The next stage of the journey includes a tour of the famous Marble Arch Caves, famed for its underground limestone formations, a visit to Cuilcagh Mountain Park, (known for its unique limestone landscapes) and through Lough Navar Forest where the Magho Viewpoint overlooks the glacial valley of Lower Lough Erne, undoubtedly one of the finest vistas in Ireland. Tonight we overnight in Enniskillen on the edge of Lough Erne for a well earned rest!

marble arch cave1

Day Three:

It begins with a visit to the Sperrins Mountains, an ideal location to see the impact of the Ice Age on the landscape. Here you will see numerous twisting ridges of sand and gravel, known as eskers, and learn of the geological processes which saw the Sperrins become a key source of gold during the Bronze and Iron Ages.
The last stretch of our journey takes us into the Donegal Highlands, which once formed part of a chain of ridges including the present day Appalachians and Scottish Caledonian mountains.

Donegal Highlands-Sheep

Errigal Mountain, the highest peak in county Donegal is well known for the pinkish glow of its quartzite rocks and dominates the northwest corner of Ireland.
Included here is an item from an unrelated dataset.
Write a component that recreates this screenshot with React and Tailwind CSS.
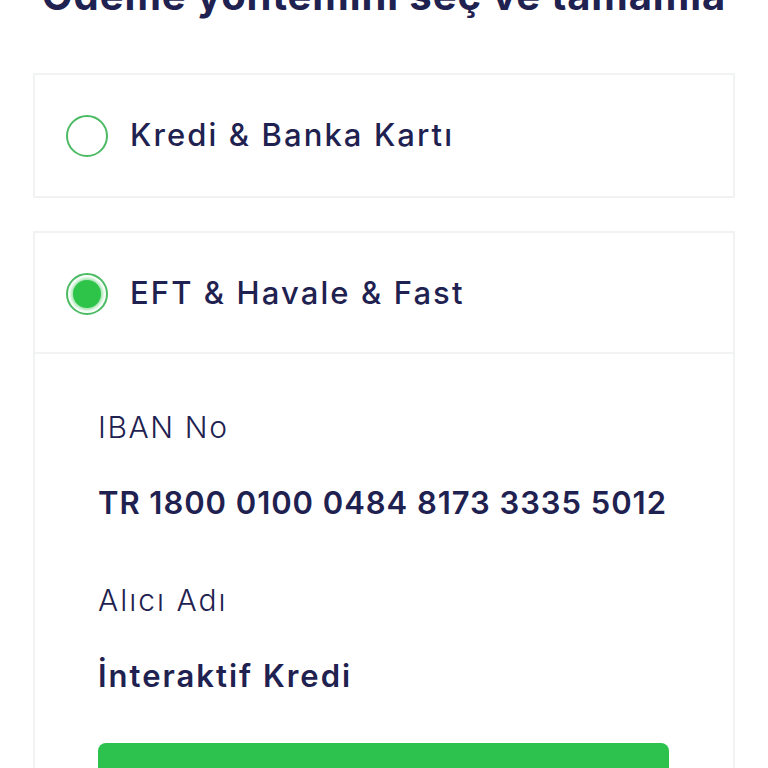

Here you will have the chance to scale a section of the shallow side of the mountain for spectacular views of Dunlewey lake and the other mountains in the Highlands chain including Dooish and Muckish (translated from the Gaelic term for ‘The Pigs Back’), a huge flat topped mountain where evidence remains of the quartzite mining on the flanks of the mountain. We finish our tour back in Derry for an overnight stay before departure for home!